The pullout is small, enough for a handful of cars, and crowds tend to be light. This overlook doesn't appear on most tourist maps and doesn't sit on the standard Smokies checklist, which keeps foot traffic to a minimum even in summer. If you arrive and it's full, the road shoulder isn't a realistic parking option — come back in 15 minutes and you'll likely find a spot.
When to go
Mid-day is genuinely the right call here, which runs counter to the usual advice about chasing golden-hour light. Overhead sun flattens shadows on forest scenes, but it does the opposite to still water: it drives reflections. From late morning through early afternoon on a calm day, the lake surface can read almost mirror-flat, doubling the sky and ridgeline above it. Early morning works if there's mist, though the reflections won't be as sharp.
Seasonally, late spring and early fall offer the clearest conditions. Summer brings dense green on the hillsides and typically clears by mid-morning after any overnight haze burns off; fall adds foliage color. Winter is genuinely unpredictable — the road may close during ice events, and the park doesn't maintain a predictable reopening schedule for lower-priority overlooks when conditions deteriorate. Check road status before making the drive.
Getting there
The overlook sits along the park's western approaches at roughly the milepost 15 mark. From Gatlinburg, you'll head west on US-321 or pick up the Foothills Parkway corridor depending on your route. The Foothills Parkway (western section) runs along Chilhowee Mountain through this area and provides access to several overlooks in sequence; Chilhowee Lake Overlook appears mid-route as the road descends toward the western lowlands. The parkway itself stays lightly traveled because it doesn't connect to the park's main interior roads, which means you won't hit the US-441 crawl that can add an hour to peak-season park drives.

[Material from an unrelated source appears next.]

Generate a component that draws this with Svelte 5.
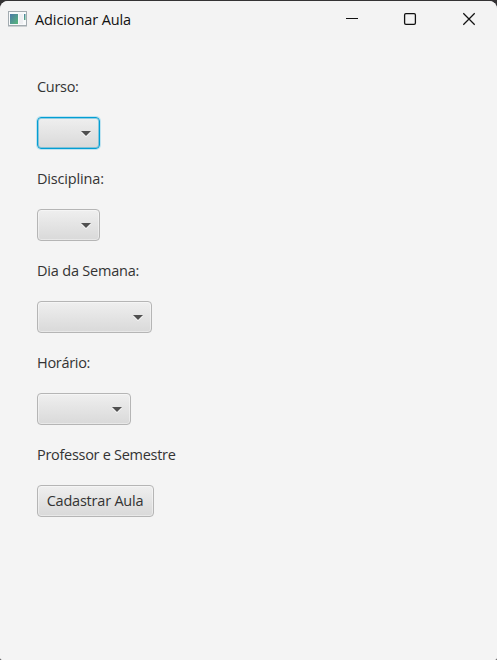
<script>
  const fields = [
    { id: 'curso', label: 'Curso:', width: 63, spacing: -0.3, focused: true },
    { id: 'disciplina', label: 'Disciplina:', width: 63, spacing: -0.17 },
    { id: 'dia', label: 'Dia da Semana:', width: 115, spacing: -0.2 },
    { id: 'horario', label: 'Horário:', width: 94, spacing: -0.3 }
  ];
</script>

<div class="desktop">
  <div class="window">
    <header>
      <svg class="app-icon" width="19" height="16" viewBox="0 0 19 16">
        <defs>
          <linearGradient id="pane" x1="0" y1="0" x2="1" y2="1">
            <stop offset="0" stop-color="#4b79a8" />
            <stop offset="1" stop-color="#57b779" />
          </linearGradient>
        </defs>
        <rect x="0.5" y="0.5" width="18" height="14" fill="#f8fafb" stroke="#a3abb0" />
        <path d="M0 15h19" stroke="#a3abb0" />
        <rect x="2" y="3" width="8" height="10" fill="url(#pane)" />
        <rect x="11" y="3" width="4" height="10" fill="#eeeff2" />
        <rect x="16" y="3" width="1.5" height="6" fill="url(#pane)" />
      </svg>
      <span class="title">Adicionar Aula</span>
      <div class="controls">
        <svg width="58" height="38" viewBox="0 0 58 38"><path d="M15 17.5h12" stroke="#111" fill="none" /></svg>
        <svg width="58" height="38" viewBox="0 0 58 38"><rect x="15.6" y="12.6" width="10.8" height="10.8" rx="1.3" stroke="#111" stroke-width="1.3" fill="none" /></svg>
        <svg width="50" height="38" viewBox="0 0 50 38"><path d="M16.3 12.3l11.4 11.4M27.7 12.3L16.3 23.7" stroke="#111" stroke-width="1.25" fill="none" /></svg>
      </div>
    </header>
    <main>
      {#each fields as f (f.id)}
        <span class="label" style="letter-spacing: {f.spacing}px">{f.label}</span>
        <button class="control combo" class:focused={f.focused} aria-label={f.label} style="width: {f.width}px">
          <svg width="10" height="7" viewBox="0 0 10 7"><path d="M0 2h10L5 7z" fill="#fff" /><path d="M0 1h10L5 6z" fill="#505050" /></svg>
        </button>
      {/each}
      <span class="label info">Professor e Semestre</span>
      <button class="control submit"><span>Cadastrar Aula</span></button>
    </main>
  </div>
</div>

<style>
  :global(body) { background: #303030; }
  .desktop {
    height: 660px;
    box-sizing: border-box;
    padding-top: 1px;
    background: #343234;
    font-family: "Open Sans", "Noto Sans", sans-serif;
    font-size: 14.5px;
    overflow: hidden;
  }
  .window {
    height: 659px;
    background: #f4f4f4;
    border-radius: 8px 8px 2px 2px;
    overflow: hidden;
  }
  header {
    display: flex;
    align-items: flex-start;
    height: 39px;
    background: #f3f3f3;
  }
  .app-icon { margin: 10px 0 0 8px; }
  .title {
    margin: 9px 0 0 8px;
    line-height: 20px;
    color: #111;
    white-space: nowrap;
    letter-spacing: -0.1px;
  }
  .controls { display: flex; margin-left: auto; }
  .controls svg { display: block; }
  main {
    display: flex;
    flex-direction: column;
    align-items: flex-start;
    gap: 20px;
    padding: 37px 37px 0;
  }
  .label { height: 20px; line-height: 20px; color: #333; white-space: nowrap; }
  .info { letter-spacing: -0.29px; }
  .control {
    display: flex;
    align-items: center;
    box-sizing: border-box;
    height: 32px;
    margin: 0;
    border: 1px solid #b5b5b5;
    border-radius: 4px;
    background: linear-gradient(#efefef, #d9d9d9);
    box-shadow: inset 0 0 0 1px rgba(255, 255, 255, 0.4);
    font: inherit;
    color: #333;
    outline: none;
  }
  .combo { justify-content: flex-end; padding: 1px 8px 0 0; }
  .focused {
    border-color: #039ed3;
    box-shadow: 0 0 0 1px #bfe3f0, inset 0 0 0 1px rgba(3, 158, 211, 0.4);
  }
  .submit {
    width: 117px;
    padding: 0 1px 0 0;
    justify-content: center;
    line-height: 20px;
    white-space: nowrap;
    letter-spacing: -0.21px;
  }
</style>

There's no entrance gate or toll at the overlook itself, but if you spend more than 15 minutes within park boundaries — which you almost certainly will if you're combining this stop with anything else nearby — you'll need a Park It Forward parking tag. Daily tags run $5, weekly $15, annual $40; you can buy one at park entrance kiosks or through recreation.gov before you arrive. If you've already paid for the day at another park location, you're covered for the rest of it.
What to bring
No restrooms, no interpretive signage, no amenities. The pullout is just a pullout. Bring water, especially in summer: the lower elevation and open sun can make the exposed roadside noticeably warmer than the shaded interior trails higher up. If you shoot with a camera, a polarizing filter earns its place here specifically — it lets you dial out glare on the water and pull actual depth out of the reflection rather than just shooting at a washed-out surface.

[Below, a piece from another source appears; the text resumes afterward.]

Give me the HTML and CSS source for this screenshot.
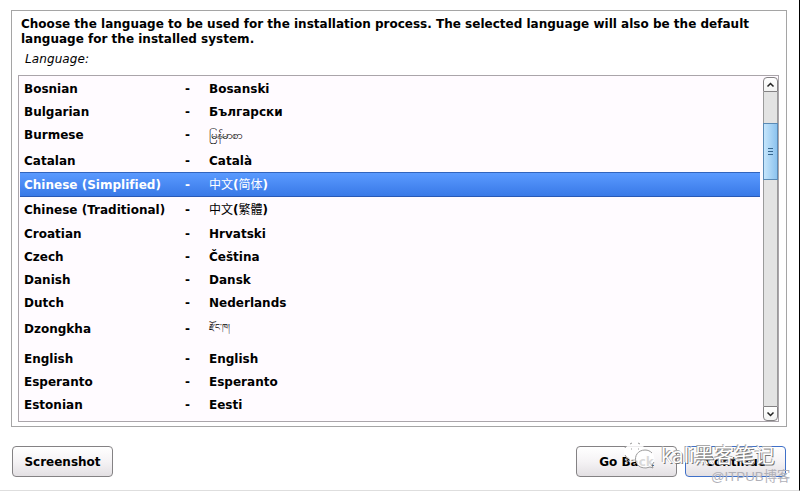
FILE: index.html
```html
<!DOCTYPE html>
<html lang="en">
<head>
  <meta charset="UTF-8">
  <title>Select a language</title>
  <link rel="stylesheet" href="styles.css">
</head>
<body>
  <main class="panel">
    <h1>Choose the language to be used for the installation process. The selected language will also be the default<br>language for the installed system.</h1>
    <p class="label">Language:</p>
    <div class="list-box">
      <ul class="languages">
        <li><span>Bosnian</span><span>-</span><span>Bosanski</span></li>
        <li><span>Bulgarian</span><span>-</span><span>Български</span></li>
        <li class="burmese"><span>Burmese</span><span>-</span><span class="script">မြန်မာစာ</span></li>
        <li><span>Catalan</span><span>-</span><span>Català</span></li>
        <li class="cjk selected"><span>Chinese (Simplified)</span><span>-</span><span><i>中文</i>(<i>简体</i>)</span></li>
        <li class="cjk"><span>Chinese (Traditional)</span><span>-</span><span><i>中文</i>(<i>繁體</i>)</span></li>
        <li><span>Croatian</span><span>-</span><span>Hrvatski</span></li>
        <li><span>Czech</span><span>-</span><span>Čeština</span></li>
        <li><span>Danish</span><span>-</span><span>Dansk</span></li>
        <li><span>Dutch</span><span>-</span><span>Nederlands</span></li>
        <li class="dzongkha"><span>Dzongkha</span><span>-</span><span class="script">རྫོང་ཁ།</span></li>
        <li><span>English</span><span>-</span><span>English</span></li>
        <li><span>Esperanto</span><span>-</span><span>Esperanto</span></li>
        <li><span>Estonian</span><span>-</span><span>Eesti</span></li>
      </ul>
      <div class="scrollbar">
        <div class="arrow up"><svg width="9" height="6" viewBox="0 0 9 6"><path d="M1.5 4.5l3-3 3 3"/></svg></div>
        <div class="track">
          <div class="thumb"><svg width="5" height="7" viewBox="0 0 5 7"><path d="M0 .5h5M0 3.5h5M0 6.5h5"/></svg></div>
        </div>
        <div class="arrow down"><svg width="9" height="6" viewBox="0 0 9 6"><path d="M1.5 1.5l3 3 3-3"/></svg></div>
      </div>
    </div>
  </main>

  <footer class="buttons">
    <button>Screenshot</button>
    <button class="back">Go Back</button>
    <button class="primary">Continue</button>
  </footer>

  <div class="watermark">
    <svg width="34" height="28" viewBox="0 0 34 28">
      <ellipse class="bubble" cx="12" cy="11" rx="11" ry="9"/>
      <path class="bubble-edge" d="M2 7l1-2M7 3l2-1M15 2l2 1M2 14l2 3M4 18l-1 3 4-2M8 8h1M15 8h1"/>
      <circle class="bubble" cx="22" cy="18" r="9.5"/>
      <path class="bubble-edge" d="M13 21c-2-6 2-12 9-12 3 0 5 1 7 3M14 23c2 3 5 4 9 4l4-1 3 1-1-3 2-3"/>
    </svg>
    <span>kali<b>黑客笔记</b></span>
  </div>
  <div class="credit">@ITPUB博客</div>
</body>
</html>
```

FILE: styles.css
```css
* {
  box-sizing: border-box;
}

body {
  position: relative;
  width: 800px;
  height: 491px;
  margin: 0;
  padding: 10px 12px 0 11px;
  overflow: hidden;
  background: #fff;
  border-right: 1px solid #000;
  border-bottom: 1px solid #dedede;
  color: #000;
  font: bold 12px/15px "DejaVu Sans", "Noto Sans CJK SC", sans-serif;
  letter-spacing: .01px;
}

.panel {
  width: 776px;
  height: 417px;
  padding: 6px 7px 0;
  border: 1px solid #a5a5a5;
}

h1 {
  margin: 0 0 0 2px;
  font-size: 12px;
  line-height: 15px;
  white-space: nowrap;
}

.label {
  margin: 5px 0 8px 6px;
  font-weight: normal;
  font-style: italic;
  letter-spacing: .1px;
}

.list-box {
  display: flex;
  justify-content: space-between;
  width: 761px;
  height: 347px;
  margin-left: -1px;
  padding: 1px 0 0 1px;
  border: 1px solid #aaa5aa;
  background: #fffbff;
}

.languages {
  width: 740px;
  margin: 0;
  padding: 0;
  list-style: none;
}

.languages li {
  display: grid;
  grid-template-columns: 161px 24px 1fr;
  align-items: center;
  height: 23px;
  padding: 2px 0 0 4px;
  white-space: nowrap;
}

.languages li.cjk {
  height: 25px;
}

.languages i {
  font-weight: normal;
  font-style: normal;
}

.languages li.burmese {
  height: 26px;
  padding-bottom: 3px;
}

.languages li.dzongkha {
  height: 33px;
  padding-bottom: 4px;
}

.script {
  font-size: 11.5px;
  font-weight: normal;
}

.dzongkha .script {
  padding-bottom: 4px;
  font-size: 8.5px;
}

.languages li.selected {
  border-top: 1px solid #3164bd;
  border-bottom: 1px solid #2959b5;
  background: linear-gradient(#5a9aff, #3979e7);
  color: #fff;
}

.scrollbar {
  display: flex;
  flex-direction: column;
  width: 15px;
  height: 344px;
}

.arrow {
  display: flex;
  align-items: center;
  justify-content: center;
  width: 15px;
  height: 15px;
  border: 1px solid #848284;
  background: linear-gradient(#fff, #f3f3f3);
}

.up {
  border-radius: 4px 4px 0 0;
}

.down {
  border-radius: 0 0 4px 4px;
}

.arrow path {
  fill: none;
  stroke: #222;
  stroke-width: 1.5;
}

.track {
  flex: 1;
  width: 15px;
  padding-top: 31px;
  border: solid #9a9a9a;
  border-width: 0 1px;
  background: #e3e3e3;
}

.thumb {
  display: flex;
  align-items: center;
  justify-content: center;
  width: 15px;
  height: 57px;
  margin-left: -1px;
  border: 1px solid #5a8ab5;
  background: linear-gradient(90deg, #c6e5fb, #8cc3ef);
}

.thumb path {
  stroke: #35668f;
}

.buttons {
  display: flex;
  width: 774px;
  margin: 19px 0 0 1px;
}

button {
  width: 101px;
  height: 31px;
  padding: 1px 0 0;
  border: 1px solid #848284;
  border-radius: 4px;
  background: linear-gradient(#fff, #f5f3f5 50%, #e3e0e3);
  color: #000;
  font: inherit;
}

.back {
  margin-left: auto;
}

.primary {
  margin-left: 8px;
  border: 1px solid #3f70c8;
}

/* Overlaid marks in the lower right corner */
.watermark {
  position: absolute;
  left: 623px;
  top: 441px;
  display: flex;
  color: #fff;
  font: 21px/28px "Open Sans", "Noto Sans CJK SC", sans-serif;
  text-shadow: 1px 1px 0 #777, -1px -1px 0 #aaa;
  white-space: nowrap;
}

.watermark span {
  margin-left: 4px;
}

.watermark b {
  font-weight: normal;
  font-size: 20px;
}

.bubble {
  fill: #fff;
  fill-opacity: .85;
}

.bubble-edge {
  fill: none;
  stroke: #999;
}

.credit {
  position: absolute;
  left: 711px;
  top: 468px;
  color: #b0b0b8;
  font: 13.3px/17px "Liberation Sans", "Noto Sans CJK SC", sans-serif;
  white-space: nowrap;
}
```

Cell coverage at this elevation is generally reliable, more so than at the high-elevation overlooks. If you're checking road conditions or navigating, that's useful.
Pairing this stop
Chilhowee Lake Overlook works best as part of a western-section Foothills Parkway drive rather than as a standalone destination. The parkway through this corridor strings together overlooks with different view angles — valley, foothills, ridge, water — and you can cover most of them in a half-day without retracing your route. Abrams Falls trailhead sits in this part of the park as well, accessible via Cades Cove to the east; the combination of a waterfall hike and a lake-view stop makes for a coherent day out rather than two unrelated drives with a long gap between them.

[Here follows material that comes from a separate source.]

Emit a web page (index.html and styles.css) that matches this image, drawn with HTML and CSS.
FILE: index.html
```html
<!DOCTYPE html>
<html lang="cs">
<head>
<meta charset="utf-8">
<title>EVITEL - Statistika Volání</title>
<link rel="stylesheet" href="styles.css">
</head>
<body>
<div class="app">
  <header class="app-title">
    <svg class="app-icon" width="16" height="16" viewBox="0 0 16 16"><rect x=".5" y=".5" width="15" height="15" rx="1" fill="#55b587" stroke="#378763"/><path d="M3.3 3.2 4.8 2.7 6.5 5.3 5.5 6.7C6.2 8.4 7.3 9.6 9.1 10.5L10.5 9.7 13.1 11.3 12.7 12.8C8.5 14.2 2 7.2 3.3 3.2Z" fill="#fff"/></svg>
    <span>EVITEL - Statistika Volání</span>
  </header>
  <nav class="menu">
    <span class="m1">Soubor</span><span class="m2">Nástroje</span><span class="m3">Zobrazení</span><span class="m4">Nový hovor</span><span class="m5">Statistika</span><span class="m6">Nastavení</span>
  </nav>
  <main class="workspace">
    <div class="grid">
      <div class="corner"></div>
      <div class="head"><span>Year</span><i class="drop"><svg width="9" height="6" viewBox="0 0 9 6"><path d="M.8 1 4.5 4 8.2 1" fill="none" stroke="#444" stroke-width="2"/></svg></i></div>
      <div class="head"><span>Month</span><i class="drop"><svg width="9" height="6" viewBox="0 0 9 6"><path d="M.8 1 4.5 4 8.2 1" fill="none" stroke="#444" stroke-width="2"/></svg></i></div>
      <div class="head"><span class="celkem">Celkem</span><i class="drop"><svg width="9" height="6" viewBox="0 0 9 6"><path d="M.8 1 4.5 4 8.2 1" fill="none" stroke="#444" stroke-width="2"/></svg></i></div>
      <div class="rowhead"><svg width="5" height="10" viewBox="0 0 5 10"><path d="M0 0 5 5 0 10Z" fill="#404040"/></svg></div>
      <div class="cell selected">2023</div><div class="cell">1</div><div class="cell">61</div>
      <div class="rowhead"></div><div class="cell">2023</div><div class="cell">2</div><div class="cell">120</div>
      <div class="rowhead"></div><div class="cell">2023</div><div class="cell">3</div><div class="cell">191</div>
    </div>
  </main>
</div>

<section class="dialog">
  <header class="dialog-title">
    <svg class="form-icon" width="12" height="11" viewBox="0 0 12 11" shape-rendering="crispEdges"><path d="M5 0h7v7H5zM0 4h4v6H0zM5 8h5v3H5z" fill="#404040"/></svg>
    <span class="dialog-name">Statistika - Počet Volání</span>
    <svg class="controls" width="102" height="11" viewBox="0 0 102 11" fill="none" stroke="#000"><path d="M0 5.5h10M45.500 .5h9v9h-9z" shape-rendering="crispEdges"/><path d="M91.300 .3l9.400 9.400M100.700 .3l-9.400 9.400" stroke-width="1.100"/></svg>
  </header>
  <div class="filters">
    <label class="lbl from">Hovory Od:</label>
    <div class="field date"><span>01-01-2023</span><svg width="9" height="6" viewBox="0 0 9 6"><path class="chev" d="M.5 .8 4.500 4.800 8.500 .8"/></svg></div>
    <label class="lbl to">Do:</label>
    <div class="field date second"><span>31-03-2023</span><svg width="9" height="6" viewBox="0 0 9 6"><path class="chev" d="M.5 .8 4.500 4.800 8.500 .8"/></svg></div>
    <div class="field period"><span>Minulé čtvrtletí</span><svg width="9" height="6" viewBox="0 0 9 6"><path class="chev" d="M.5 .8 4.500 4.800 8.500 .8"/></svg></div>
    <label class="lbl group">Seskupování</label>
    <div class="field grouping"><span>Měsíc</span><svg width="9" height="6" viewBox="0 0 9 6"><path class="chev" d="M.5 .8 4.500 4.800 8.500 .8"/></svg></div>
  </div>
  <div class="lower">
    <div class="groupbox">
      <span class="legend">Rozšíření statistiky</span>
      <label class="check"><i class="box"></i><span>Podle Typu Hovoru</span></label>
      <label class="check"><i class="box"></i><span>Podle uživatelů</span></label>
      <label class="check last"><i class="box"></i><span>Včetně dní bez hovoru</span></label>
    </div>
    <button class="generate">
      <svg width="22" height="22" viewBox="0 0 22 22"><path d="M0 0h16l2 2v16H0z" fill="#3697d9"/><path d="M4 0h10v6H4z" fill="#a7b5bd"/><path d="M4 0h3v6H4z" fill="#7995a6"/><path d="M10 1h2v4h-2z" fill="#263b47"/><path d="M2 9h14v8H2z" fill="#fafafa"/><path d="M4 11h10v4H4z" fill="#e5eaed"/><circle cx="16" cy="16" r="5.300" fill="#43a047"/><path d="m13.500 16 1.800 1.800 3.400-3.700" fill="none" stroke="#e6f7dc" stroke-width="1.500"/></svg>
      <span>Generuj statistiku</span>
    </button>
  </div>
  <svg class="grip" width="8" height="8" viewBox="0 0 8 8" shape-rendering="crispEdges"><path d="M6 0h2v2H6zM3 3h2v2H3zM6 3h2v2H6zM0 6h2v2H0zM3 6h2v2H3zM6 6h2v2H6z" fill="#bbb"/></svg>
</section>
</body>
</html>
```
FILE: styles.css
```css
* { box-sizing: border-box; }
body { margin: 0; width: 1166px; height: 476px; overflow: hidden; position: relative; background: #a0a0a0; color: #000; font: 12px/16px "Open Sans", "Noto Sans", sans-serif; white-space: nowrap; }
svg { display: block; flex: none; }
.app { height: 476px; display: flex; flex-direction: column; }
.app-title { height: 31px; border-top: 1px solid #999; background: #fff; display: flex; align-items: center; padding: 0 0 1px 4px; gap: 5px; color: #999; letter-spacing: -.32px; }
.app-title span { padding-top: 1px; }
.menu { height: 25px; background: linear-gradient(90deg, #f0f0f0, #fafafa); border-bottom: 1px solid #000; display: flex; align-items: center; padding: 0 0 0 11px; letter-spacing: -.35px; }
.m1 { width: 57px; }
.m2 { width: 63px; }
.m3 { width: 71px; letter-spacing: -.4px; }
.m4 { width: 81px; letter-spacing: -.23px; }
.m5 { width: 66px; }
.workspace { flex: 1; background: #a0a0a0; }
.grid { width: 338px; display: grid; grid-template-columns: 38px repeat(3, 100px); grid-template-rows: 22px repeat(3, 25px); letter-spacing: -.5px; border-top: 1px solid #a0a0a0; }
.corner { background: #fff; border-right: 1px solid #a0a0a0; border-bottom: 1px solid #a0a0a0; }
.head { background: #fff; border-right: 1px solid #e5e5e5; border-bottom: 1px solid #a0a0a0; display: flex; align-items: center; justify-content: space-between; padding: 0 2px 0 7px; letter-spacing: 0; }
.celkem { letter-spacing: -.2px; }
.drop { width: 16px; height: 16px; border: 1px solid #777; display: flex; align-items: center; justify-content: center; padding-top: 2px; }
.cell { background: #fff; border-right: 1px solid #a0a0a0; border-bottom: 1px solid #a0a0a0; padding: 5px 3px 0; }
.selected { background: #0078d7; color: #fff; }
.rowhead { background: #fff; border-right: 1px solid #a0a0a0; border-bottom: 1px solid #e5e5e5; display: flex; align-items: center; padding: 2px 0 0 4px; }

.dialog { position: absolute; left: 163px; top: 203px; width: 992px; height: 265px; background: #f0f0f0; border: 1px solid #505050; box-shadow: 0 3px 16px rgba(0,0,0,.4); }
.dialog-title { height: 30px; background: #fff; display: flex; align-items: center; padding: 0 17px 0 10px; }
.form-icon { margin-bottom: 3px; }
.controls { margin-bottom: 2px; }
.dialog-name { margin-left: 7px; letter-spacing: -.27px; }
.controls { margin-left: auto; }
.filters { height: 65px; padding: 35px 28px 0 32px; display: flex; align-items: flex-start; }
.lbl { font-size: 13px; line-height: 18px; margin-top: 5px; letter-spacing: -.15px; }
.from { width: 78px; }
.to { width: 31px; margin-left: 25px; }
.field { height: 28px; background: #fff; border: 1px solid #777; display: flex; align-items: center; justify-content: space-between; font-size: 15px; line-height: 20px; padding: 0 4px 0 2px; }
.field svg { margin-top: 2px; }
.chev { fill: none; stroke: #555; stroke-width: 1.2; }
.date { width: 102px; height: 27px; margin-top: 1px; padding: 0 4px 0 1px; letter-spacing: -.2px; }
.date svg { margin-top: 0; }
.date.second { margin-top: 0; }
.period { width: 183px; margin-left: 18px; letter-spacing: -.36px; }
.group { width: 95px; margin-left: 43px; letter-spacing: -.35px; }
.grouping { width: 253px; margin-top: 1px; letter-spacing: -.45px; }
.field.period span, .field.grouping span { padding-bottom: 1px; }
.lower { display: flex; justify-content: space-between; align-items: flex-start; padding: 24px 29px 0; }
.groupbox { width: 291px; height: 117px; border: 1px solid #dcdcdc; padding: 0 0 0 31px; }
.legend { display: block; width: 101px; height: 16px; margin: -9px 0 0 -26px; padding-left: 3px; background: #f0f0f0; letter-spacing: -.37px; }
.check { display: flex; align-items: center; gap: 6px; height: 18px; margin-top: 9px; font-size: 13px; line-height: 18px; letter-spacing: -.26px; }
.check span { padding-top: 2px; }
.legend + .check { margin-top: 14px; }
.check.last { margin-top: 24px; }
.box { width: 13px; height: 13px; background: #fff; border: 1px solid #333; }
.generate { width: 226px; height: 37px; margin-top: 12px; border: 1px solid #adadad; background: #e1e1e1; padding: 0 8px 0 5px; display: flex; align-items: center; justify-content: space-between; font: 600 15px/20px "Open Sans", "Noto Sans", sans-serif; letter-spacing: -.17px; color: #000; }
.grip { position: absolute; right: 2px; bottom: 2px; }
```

If you're based in Gatlinburg and doing the western corridor for the first time, plan the Foothills Parkway drive as a morning outing before tourist-area congestion builds on US-441. The parkway doesn't intersect with the main park traffic, which is one of its genuine practical advantages — you can move at your own pace without someone tailgating you to a pullout.
Before you go
- Parking: Small pullout, roughly four to six cars. Weekends in peak season may mean occasional competition for a spot, though nothing like the congestion at Alum Cave or Laurel Falls.
- Road closures: Check the park road status before driving, particularly November through March. Ice forms quickly at higher elevations on the parkway and closures can happen without extended notice.
- Park It Forward tag: Required for stays over 15 minutes in the park. Daily $5, available at park kiosks and recreation.gov.
- Timing: Mid-day for water reflections; late morning works too. Avoid the overlook on overcast days if reflections are the main draw — the lake loses most of its interest under flat gray light.